GRADUALLY Kokoschka's style became more aggressive. He rapidly scratched in lines and coarsely streaked paint to imply agitation. His line became looser as he eschewed representing external appearances in favor of suggesting inner tension and convulsion.

During World War I, Kokoschka was shot by a Cossack as he fled on horseback and was stabbed in the chest with a bayonet. Embittered, he drew misanthropic antiwar parables. In ``Enslaved by the Government'' (1917), a sadistic bureaucrat in a top hat brands the back of an abject nude. ``Soldiers Fighting Each Other with Crucifixes'' (1917) shows bestial soldiers jousting with crosses, on which are nailed victims of war. For Kokoschka, art was a means of attack, a ``j'accuse'' hurled at oppression.
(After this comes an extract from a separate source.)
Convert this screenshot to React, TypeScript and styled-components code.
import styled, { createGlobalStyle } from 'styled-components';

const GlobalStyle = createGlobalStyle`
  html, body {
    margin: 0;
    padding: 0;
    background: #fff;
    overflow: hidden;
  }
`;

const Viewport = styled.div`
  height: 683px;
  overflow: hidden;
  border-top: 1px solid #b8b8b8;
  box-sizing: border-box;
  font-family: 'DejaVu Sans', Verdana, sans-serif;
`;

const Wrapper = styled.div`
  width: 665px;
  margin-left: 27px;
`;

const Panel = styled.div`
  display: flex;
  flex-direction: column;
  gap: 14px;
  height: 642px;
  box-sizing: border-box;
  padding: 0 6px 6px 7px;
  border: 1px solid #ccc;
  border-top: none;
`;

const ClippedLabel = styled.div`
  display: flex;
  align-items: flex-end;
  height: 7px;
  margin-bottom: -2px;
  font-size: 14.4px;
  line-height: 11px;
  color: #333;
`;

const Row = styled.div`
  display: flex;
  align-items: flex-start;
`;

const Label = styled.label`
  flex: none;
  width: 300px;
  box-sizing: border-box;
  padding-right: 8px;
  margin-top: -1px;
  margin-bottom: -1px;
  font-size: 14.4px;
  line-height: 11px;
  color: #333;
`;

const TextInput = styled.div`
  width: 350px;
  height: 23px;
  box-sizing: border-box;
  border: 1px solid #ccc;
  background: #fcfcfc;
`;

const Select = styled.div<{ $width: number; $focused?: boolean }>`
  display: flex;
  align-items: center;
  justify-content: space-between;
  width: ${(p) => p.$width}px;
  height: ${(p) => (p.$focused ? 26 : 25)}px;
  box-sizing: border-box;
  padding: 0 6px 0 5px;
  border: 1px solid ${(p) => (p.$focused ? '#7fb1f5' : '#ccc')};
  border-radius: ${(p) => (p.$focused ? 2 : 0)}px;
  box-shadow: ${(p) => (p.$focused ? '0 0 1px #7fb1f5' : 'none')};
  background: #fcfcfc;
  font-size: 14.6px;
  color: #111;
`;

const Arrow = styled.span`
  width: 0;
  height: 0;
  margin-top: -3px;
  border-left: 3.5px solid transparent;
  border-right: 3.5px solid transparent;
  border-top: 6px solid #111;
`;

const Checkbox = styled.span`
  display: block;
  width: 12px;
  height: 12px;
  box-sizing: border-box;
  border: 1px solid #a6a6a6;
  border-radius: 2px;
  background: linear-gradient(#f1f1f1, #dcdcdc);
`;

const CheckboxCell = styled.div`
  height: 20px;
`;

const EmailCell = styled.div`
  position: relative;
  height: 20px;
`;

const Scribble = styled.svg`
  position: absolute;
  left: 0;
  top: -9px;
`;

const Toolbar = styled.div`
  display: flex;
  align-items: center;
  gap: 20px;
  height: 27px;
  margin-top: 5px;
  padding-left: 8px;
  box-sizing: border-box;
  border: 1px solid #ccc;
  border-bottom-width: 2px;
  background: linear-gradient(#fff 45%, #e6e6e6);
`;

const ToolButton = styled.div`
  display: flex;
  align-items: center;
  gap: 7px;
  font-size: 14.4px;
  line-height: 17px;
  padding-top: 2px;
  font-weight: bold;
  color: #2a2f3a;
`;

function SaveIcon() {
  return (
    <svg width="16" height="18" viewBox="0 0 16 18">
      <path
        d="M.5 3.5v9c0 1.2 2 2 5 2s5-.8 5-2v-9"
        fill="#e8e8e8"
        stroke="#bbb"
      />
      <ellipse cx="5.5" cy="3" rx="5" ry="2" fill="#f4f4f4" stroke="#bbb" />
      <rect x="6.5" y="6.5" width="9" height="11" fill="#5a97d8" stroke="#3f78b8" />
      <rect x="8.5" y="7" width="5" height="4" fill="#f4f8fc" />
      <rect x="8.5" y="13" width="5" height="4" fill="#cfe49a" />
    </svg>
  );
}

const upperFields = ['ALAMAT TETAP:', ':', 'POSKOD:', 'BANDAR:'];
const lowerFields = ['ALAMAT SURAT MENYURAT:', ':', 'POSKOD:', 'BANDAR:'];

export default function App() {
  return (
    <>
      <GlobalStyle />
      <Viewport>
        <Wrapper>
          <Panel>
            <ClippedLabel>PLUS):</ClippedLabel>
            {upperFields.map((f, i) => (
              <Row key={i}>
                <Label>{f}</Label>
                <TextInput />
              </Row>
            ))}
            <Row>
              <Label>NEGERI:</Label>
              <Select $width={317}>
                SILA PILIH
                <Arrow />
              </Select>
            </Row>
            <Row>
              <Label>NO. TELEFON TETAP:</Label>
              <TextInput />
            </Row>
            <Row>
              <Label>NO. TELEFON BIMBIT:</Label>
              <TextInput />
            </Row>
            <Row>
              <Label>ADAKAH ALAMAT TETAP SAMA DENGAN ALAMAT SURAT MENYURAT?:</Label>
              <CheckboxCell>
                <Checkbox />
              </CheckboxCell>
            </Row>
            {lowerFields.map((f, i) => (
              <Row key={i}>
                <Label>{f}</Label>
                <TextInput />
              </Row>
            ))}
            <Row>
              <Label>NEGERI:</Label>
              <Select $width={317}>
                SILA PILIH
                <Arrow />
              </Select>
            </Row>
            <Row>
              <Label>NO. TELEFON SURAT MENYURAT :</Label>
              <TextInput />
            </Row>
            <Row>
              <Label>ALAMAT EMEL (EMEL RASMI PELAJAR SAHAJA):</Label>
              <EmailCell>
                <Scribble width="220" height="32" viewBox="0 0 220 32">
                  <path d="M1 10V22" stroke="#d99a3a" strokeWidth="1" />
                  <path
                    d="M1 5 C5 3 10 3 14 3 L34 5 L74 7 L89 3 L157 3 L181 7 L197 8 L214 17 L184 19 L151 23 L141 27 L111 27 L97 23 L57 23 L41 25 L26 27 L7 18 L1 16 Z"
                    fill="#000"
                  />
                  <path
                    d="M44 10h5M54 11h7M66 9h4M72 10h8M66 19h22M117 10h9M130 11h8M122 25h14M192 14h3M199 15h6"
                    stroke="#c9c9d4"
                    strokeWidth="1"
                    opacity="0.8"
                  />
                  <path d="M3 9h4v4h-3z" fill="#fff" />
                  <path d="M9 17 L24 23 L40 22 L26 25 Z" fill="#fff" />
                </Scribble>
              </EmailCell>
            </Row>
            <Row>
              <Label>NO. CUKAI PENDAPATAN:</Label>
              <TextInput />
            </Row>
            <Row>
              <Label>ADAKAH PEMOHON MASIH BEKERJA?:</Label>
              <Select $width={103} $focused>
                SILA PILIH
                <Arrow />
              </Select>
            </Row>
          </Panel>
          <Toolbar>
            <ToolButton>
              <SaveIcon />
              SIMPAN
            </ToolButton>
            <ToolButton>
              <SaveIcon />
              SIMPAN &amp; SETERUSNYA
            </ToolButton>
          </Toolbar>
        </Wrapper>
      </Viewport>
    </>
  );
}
This attitude was similar to the anti-authoritarian stance of the German Expressionists, with whom Kokoschka had much in common, although he was never a member of either Die Brucke or the Blue Rider group.
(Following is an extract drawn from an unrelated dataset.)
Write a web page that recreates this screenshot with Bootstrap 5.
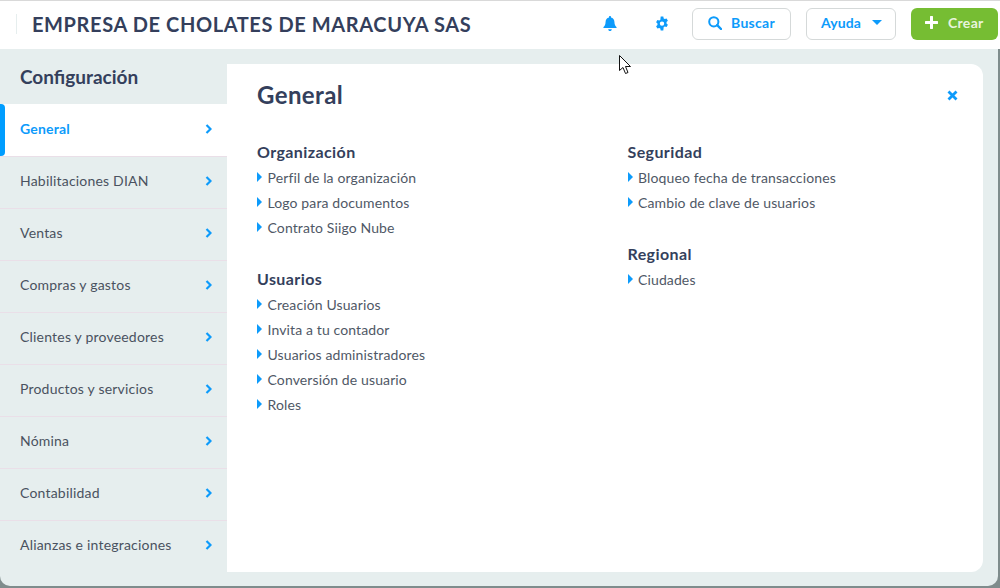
<!DOCTYPE html>
<html lang="es">
<head>
<meta charset="utf-8">
<title>Configuración</title>
<link href="https://cdn.jsdelivr.net/npm/bootstrap@5.3.0/dist/css/bootstrap.min.css" rel="stylesheet">
<style>
html,body{height:100%;}
body{width:1000px;height:588px;overflow:hidden;background:#7f8c8c;font-family:"Lato","Noto Sans",sans-serif;color:#3a4456;position:relative;}
.shell{height:586px;width:998px;display:flex;flex-direction:column;}
.topbar{height:49px;flex:none;background:#fff;border-top:1px solid #d9d9d9;width:1000px;display:flex;align-items:center;padding:0 2px 3px 16px;}
.top-sep{width:1px;height:20px;background:#e6eeee;margin-right:15px;}
.company{font-size:20px;font-weight:700;color:#343f5c;margin:0;letter-spacing:.6px;}
.tool-ico{width:14px;height:15px;display:block;}
.bell-w{margin-right:38px;}
.gear-w{margin-right:23px;}
.tool-btn{height:32px;border:1px solid #d5d9d9;border-radius:6px;background:#fff;color:#0d9bfb;font-size:14px;font-weight:700;display:flex;align-items:center;padding:0 0 2px;letter-spacing:.1px;}
.btn-search{width:99px;padding-left:15px;gap:9px;margin-right:15px;letter-spacing:.3px;}
.btn-help{width:90px;padding-left:14px;gap:11px;margin-right:15px;}
.btn-new{width:87px;height:32px;background:#76bd33;border:0;border-radius:6px;color:#e9f4dd;font-size:14px;font-weight:700;display:flex;align-items:center;padding:0 0 2px 14px;gap:10px;letter-spacing:.3px;}
.caret-d{width:0;height:0;border-left:5px solid transparent;border-right:5px solid transparent;border-top:5px solid #0d9bfb;}
.body-area{flex:1;background:#e6eeee;display:flex;border-radius:0 0 10px 10px;min-height:0;width:998px;}
.side{width:227px;flex:none;}
.side-title{height:55px;font-size:19px;font-weight:700;color:#343f5c;padding:15px 0 0 20px;margin:0;line-height:26px;}
.side-item{height:52px;display:flex;align-items:center;justify-content:space-between;padding:0 15px 4px 20px;border-top:1px solid #eadfe8;font-size:14px;color:#4a5260;position:relative;text-decoration:none;letter-spacing:.2px;}
.side-item.on{background:#fff;color:#0d9bfb;font-weight:700;border-top:0;padding-bottom:3px;}
.side-item.on::before{content:"";position:absolute;left:0;top:0;bottom:0;width:5px;background:#009dff;border-radius:0 4px 4px 0;}
.panel{width:756px;margin:15px 0 14px;background:#fff;border-radius:0 12px 12px 0;padding:17px 25px 0 30px;}
.panel-head{display:flex;justify-content:space-between;align-items:center;height:28px;margin-bottom:31px;}
.panel-title{font-size:24px;font-weight:700;color:#343f5c;margin:0;letter-spacing:.4px;}
.cols{display:grid;grid-template-columns:370.5px 1fr;}
.grp{margin-bottom:27px;}
.grp-title{font-size:16px;font-weight:700;color:#343f5c;margin:0;line-height:24px;height:25px;letter-spacing:.4px;}
.grp-list{list-style:none;padding:0;margin:0;}
.grp-list li{height:25px;line-height:25px;font-size:14px;color:#4f5866;display:flex;align-items:center;gap:5.5px;letter-spacing:.12px;}
.tri{width:0;height:0;border-top:5px solid transparent;border-bottom:5px solid transparent;border-left:5px solid #0d9bfb;margin-top:-2px;}
.cursor{position:absolute;left:619px;top:55px;}
</style>
</head>
<body>
<div class="shell">
  <header class="topbar">
    <div class="top-sep"></div>
    <h1 class="company flex-grow-1">EMPRESA DE CHOLATES DE MARACUYA SAS</h1>
    <span class="bell-w"><svg class="tool-ico" viewBox="0 0 14 15"><path fill="#0d9bfb" d="M7 0c.6 0 1 .4 1 1v.6c2 .4 3.4 2.100 3.400 4.200 0 3.400 1.500 4.600 2.100 5.300.3.400 0 1-.5 1H1c-.5 0-.8-.6-.5-1C1.100 10.400 2.600 9.200 2.600 5.800c0-2.100 1.400-3.800 3.400-4.200V1c0-.6.400-1 1-1zM5.200 13.200h3.600C8.800 14.200 8 15 7 15s-1.800-.8-1.800-1.800z"/></svg></span>
    <span class="gear-w"><svg class="tool-ico" viewBox="0 0 14 14"><path fill="#0d9bfb" fill-rule="evenodd" d="M5.700 0h2.600l.4 1.900c.4.200.8.400 1.100.6l1.800-.6 1.300 2.300-1.400 1.300c.1.500.1.900 0 1.400l1.400 1.300-1.300 2.300-1.800-.6c-.3.200-.7.400-1.100.6L8.300 14H5.700l-.4-1.900c-.4-.2-.8-.4-1.100-.6l-1.800.6L1.100 9.800l1.400-1.300c-.1-.5-.1-.9 0-1.400L1.100 5.800l1.300-2.300 1.800.6c.3-.2.700-.4 1.100-.6zM7 4.900a2.200 2.200 0 1 0 0 4.400 2.200 2.200 0 0 0 0-4.400z"/></svg></span>
    <button type="button" class="tool-btn btn-search"><svg width="14" height="14" viewBox="0 0 14 14"><circle cx="5.800" cy="5.800" r="4.600" fill="none" stroke="#0d9bfb" stroke-width="2"/><path d="M9.200 9.200l3.800 3.800" stroke="#0d9bfb" stroke-width="2.400" stroke-linecap="round"/></svg>Buscar</button>
    <button type="button" class="tool-btn btn-help">Ayuda<span class="caret-d"></span></button>
    <button type="button" class="btn-new"><svg width="13" height="13" viewBox="0 0 13 13"><path d="M6.500 1v11M1 6.500h11" stroke="#fff" stroke-width="3" stroke-linecap="round"/></svg>Crear</button>
  </header>
  <div class="body-area">
    <nav class="side">
      <h2 class="side-title">Configuración</h2>
      <a class="side-item on">General<svg width="7" height="10" viewBox="0 0 7 10"><path d="M1.500 1l4 4-4 4" fill="none" stroke="#0d9bfb" stroke-width="2.200"/></svg></a>
      <a class="side-item">Habilitaciones DIAN<svg width="7" height="10" viewBox="0 0 7 10"><path d="M1.500 1l4 4-4 4" fill="none" stroke="#0d9bfb" stroke-width="2.200"/></svg></a>
      <a class="side-item">Ventas<svg width="7" height="10" viewBox="0 0 7 10"><path d="M1.500 1l4 4-4 4" fill="none" stroke="#0d9bfb" stroke-width="2.200"/></svg></a>
      <a class="side-item">Compras y gastos<svg width="7" height="10" viewBox="0 0 7 10"><path d="M1.500 1l4 4-4 4" fill="none" stroke="#0d9bfb" stroke-width="2.200"/></svg></a>
      <a class="side-item">Clientes y proveedores<svg width="7" height="10" viewBox="0 0 7 10"><path d="M1.500 1l4 4-4 4" fill="none" stroke="#0d9bfb" stroke-width="2.200"/></svg></a>
      <a class="side-item">Productos y servicios<svg width="7" height="10" viewBox="0 0 7 10"><path d="M1.500 1l4 4-4 4" fill="none" stroke="#0d9bfb" stroke-width="2.200"/></svg></a>
      <a class="side-item">Nómina<svg width="7" height="10" viewBox="0 0 7 10"><path d="M1.500 1l4 4-4 4" fill="none" stroke="#0d9bfb" stroke-width="2.200"/></svg></a>
      <a class="side-item">Contabilidad<svg width="7" height="10" viewBox="0 0 7 10"><path d="M1.500 1l4 4-4 4" fill="none" stroke="#0d9bfb" stroke-width="2.200"/></svg></a>
      <a class="side-item">Alianzas e integraciones<svg width="7" height="10" viewBox="0 0 7 10"><path d="M1.500 1l4 4-4 4" fill="none" stroke="#0d9bfb" stroke-width="2.200"/></svg></a>
    </nav>
    <main class="panel">
      <div class="panel-head">
        <h2 class="panel-title">General</h2>
        <svg width="11" height="11" viewBox="0 0 11 11"><path d="M1.500 1.500l8 8M9.500 1.500l-8 8" stroke="#0d9bfb" stroke-width="2.800"/></svg>
      </div>
      <div class="cols">
        <div>
          <section class="grp">
            <h3 class="grp-title">Organización</h3>
            <ul class="grp-list">
              <li><span class="tri"></span>Perfil de la organización</li>
              <li><span class="tri"></span>Logo para documentos</li>
              <li><span class="tri"></span>Contrato Siigo Nube</li>
            </ul>
          </section>
          <section class="grp">
            <h3 class="grp-title">Usuarios</h3>
            <ul class="grp-list">
              <li><span class="tri"></span>Creación Usuarios</li>
              <li><span class="tri"></span>Invita a tu contador</li>
              <li><span class="tri"></span>Usuarios administradores</li>
              <li><span class="tri"></span>Conversión de usuario</li>
              <li><span class="tri"></span>Roles</li>
            </ul>
          </section>
        </div>
        <div>
          <section class="grp">
            <h3 class="grp-title">Seguridad</h3>
            <ul class="grp-list">
              <li><span class="tri"></span>Bloqueo fecha de transacciones</li>
              <li><span class="tri"></span>Cambio de clave de usuarios</li>
            </ul>
          </section>
          <section class="grp">
            <h3 class="grp-title">Regional</h3>
            <ul class="grp-list">
              <li><span class="tri"></span>Ciudades</li>
            </ul>
          </section>
        </div>
      </div>
    </main>
  </div>
</div>
<svg class="cursor" width="13" height="20" viewBox="0 0 13 20"><path d="M.5.500v15l3.500-3 2.500 6 2.500-1-2.500-6h5z" fill="#fff" stroke="#111" stroke-width="1"/></svg>
<script src="https://cdn.jsdelivr.net/npm/bootstrap@5.3.0/dist/js/bootstrap.bundle.min.js"></script>
</body>
</html>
For artists like Ernst Ludwig Kirchner, Wassili Kandinsky, and Paul Klee, simplifying forms to express emotion was an esthetic strategy as well as a means of rejecting bourgeois conformity. For the Expressionists, who were considered barbaric and ``degenerate'' by official arbiters of taste, painting was something that sprang from within, a form of exposure.

By tapping personal emotion, Kokoschka discovered his own voice, style, and themes. His extraordinary visual inventiveness was not a bolt from the blue. The exhibit documents how he gradually broke away from rendering objective reality as he assimilated or eliminated influences.

The purpose of art, Kokoschka said, was to express ``the life of the soul.'' In 1948 he wrote, ``The mystery of the soul is like that of a closed door. When you open it, you see something which was not there before.''

* The Kokoschka exhibition continues at the Guggenheim through Aug. 24.